What to include in the suitability report
In the normal way, the suitability report must specify the client’s demands and needs, explain why you have concluded that the recommendation is suitable and explain any possible disadvantages for the client (COBS 9.4.7). For pension transfers, conversions or opt-outs there may be additional requirements, such as:
- comparing the benefits to be paid under the DB scheme with the benefits afforded by the personal/stakeholder scheme
- ensuring that the comparison includes enough information for the client to be able to make an informed decision, for example, explaining the risk transfer from the scheme provider to the client and the extent of the potential loss of benefits, and
- not viewing suitability in the light of the critical yield alone (see COBS 19.1).
Having set out your advice clearly in the suitability report, you need to be clear with the client:
- about the risks of the different course of action
- that he/she is acting against your advice This could be set out in the suitability report or elsewhere
What to keep on file
The file should record the normal advice process referred to above. In addition, the file should show that you have made it clear to the client the risks associated with the alternative course of action and that the client is acting against your advice.
It should be clear to the client what your advice is, what the risks of the alternative course of action are, and that the client is acting against your advice. There is a risk that a disclaimer form could be seen as ‘just another form to sign’ and not be clear to the client.

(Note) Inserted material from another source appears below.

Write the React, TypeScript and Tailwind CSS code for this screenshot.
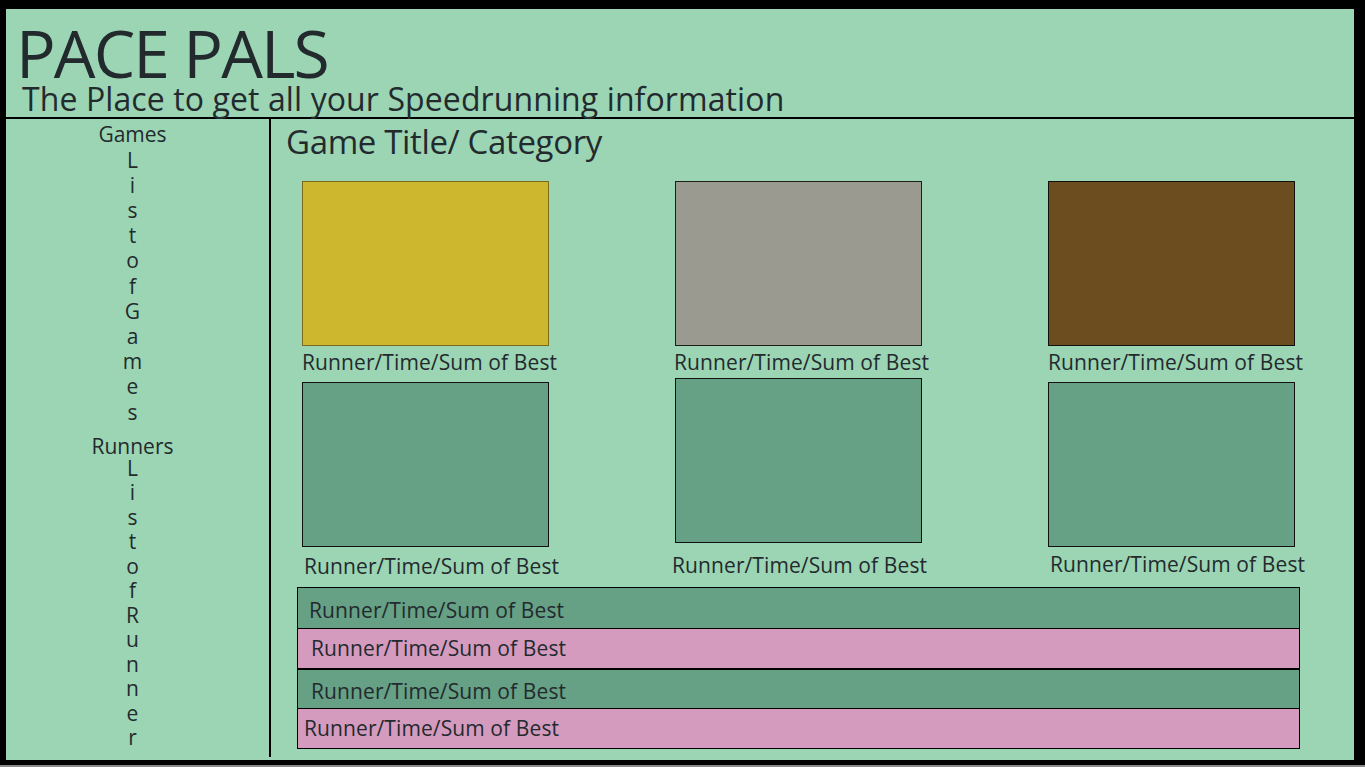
const gamesLetters = ['L', 'i', 's', 't', 'o', 'f', 'G', 'a', 'm', 'e', 's'];
const runnerLetters = ['L', 'i', 's', 't', 'o', 'f', 'R', 'u', 'n', 'n', 'e', 'r'];

type Card = {
  color: string;
  boxMt: string;
  labelMt: string;
  labelMl: string;
};

const cards: Card[] = [
  { color: 'bg-[#cdb72f] border-[#7a6b1c]', boxMt: 'mt-0', labelMt: 'mt-[4px]', labelMl: 'ml-0' },
  { color: 'bg-[#9a9a90] border-[#1d1d1a]', boxMt: 'mt-0', labelMt: 'mt-[4px]', labelMl: '-ml-[1px]' },
  { color: 'bg-[#6b4d20] border-[#111]', boxMt: 'mt-0', labelMt: 'mt-[4px]', labelMl: 'ml-0' },
  { color: 'bg-[#66a085] border-[#111]', boxMt: 'mt-[8px]', labelMt: 'mt-[7px]', labelMl: 'ml-[2px]' },
  { color: 'bg-[#66a085] border-[#111]', boxMt: 'mt-[4px]', labelMt: 'mt-[10px]', labelMl: '-ml-[3px]' },
  { color: 'bg-[#66a085] border-[#111]', boxMt: 'mt-[8px]', labelMt: 'mt-[5px]', labelMl: 'ml-[2px]' },
];

const bars = [
  { bg: 'bg-[#66a085]', pl: 'pl-[11px] pt-[5px]', border: '' },
  { bg: 'bg-[#d59bbf]', pl: 'pl-[13px]', border: 'border-t border-black' },
  { bg: 'bg-[#66a085]', pl: 'pl-[13px] pt-[5px]', border: 'border-t-2 border-black' },
  { bg: 'bg-[#d59bbf]', pl: 'pl-[6px] pt-[1px]', border: 'border-t border-black' },
];

function RunCard({ card }: { card: Card }) {
  return (
    <div className="flex flex-col">
      <div className={`${card.boxMt} w-[247px] h-[165px] border ${card.color}`} />
      <div className={`${card.labelMt} ${card.labelMl} text-[21px] leading-[24px] tracking-[0.1px] whitespace-nowrap`}>
        Runner/Time/Sum of Best
      </div>
    </div>
  );
}

export default function App() {
  return (
    <div className="w-[1365px] h-[767px] bg-black flex flex-col overflow-hidden font-['Open_Sans',sans-serif] text-[#232a2e]">
      <div className="ml-[6px] mt-[9px] w-[1348px] h-[751px] bg-[#9bd5b4] flex flex-col">
        <header className="h-[110px] border-b-2 border-black">
          <h1 className="pt-[10.5px] pl-[10px] text-[66px] leading-[64px] tracking-[-1.9px]">PACE PALS</h1>
          <p className="pl-[16px] text-[32px] leading-[30px] tracking-[0.1px] whitespace-nowrap">
            The Place to get all your Speedrunning information
          </p>
        </header>

        <div className="flex flex-1">
          <aside className="w-[265px] h-[638px] border-r-2 border-black pr-[10px] pt-[2.5px] flex flex-col items-center text-[21px]">
            <div className="leading-[25px]">Games</div>
            <div className="mt-[1px] flex flex-col items-center">
              {gamesLetters.map((l, i) => (
                <div key={i} className="leading-[25.2px]">{l}</div>
              ))}
            </div>
            <div className="mt-[9px] leading-[25px]">Runners</div>
            <div className="-mt-[3px] flex flex-col items-center">
              {runnerLetters.map((l, i) => (
                <div key={i} className="leading-[24.5px]">{l}</div>
              ))}
            </div>
          </aside>

          <main className="flex-1 pt-[5.7px]">
            <h2 className="pl-[15px] text-[33px] leading-[33px] tracking-[-0.35px] whitespace-nowrap">Game Title/ Category</h2>
            <div className="mt-[23.3px] pl-[31px] grid grid-cols-[247px_247px_247px] gap-x-[126px] items-start">
              {cards.map((c, i) => (
                <RunCard key={i} card={c} />
              ))}
            </div>
            <div className="mt-[9px] ml-[26px] w-[1003px] border border-black flex flex-col">
              {bars.map((b, i) => (
                <div key={i} className={`h-[40px] ${b.bg} ${b.border} ${b.pl} flex items-center text-[21px] tracking-[0.1px] whitespace-nowrap`}>
                  Runner/Time/Sum of Best
                </div>
              ))}
            </div>
          </main>
        </div>
      </div>
      <div className="mt-auto h-[2px] bg-[#8a8a8a]" />
    </div>
  );
}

If the client uses their own words to indicate that they want to act against your advice then this would normally be clear.
Charging insistent clients
It is up to the firm how to charge clients and a firm must determine and use an appropriate charging structure for calculating its adviser charges. The requirements for the disclosure of adviser charges are set out in COBS 6.1A. If you charge on a contingency basis then this may give rise to a conflict of interest. You should recognise – and appropriately manage – any potential conflicts of interest.
Giving advice to clients but not transacting
It is up to firms to decide what services they wish to offer.
What to keep on file
If you provide advice (personal recommendation) then you need to meet the requirements set out above, for example, provide suitable advice and a suitability report. This is because the rules around advice apply, irrespective of whether the transaction is arranged or not.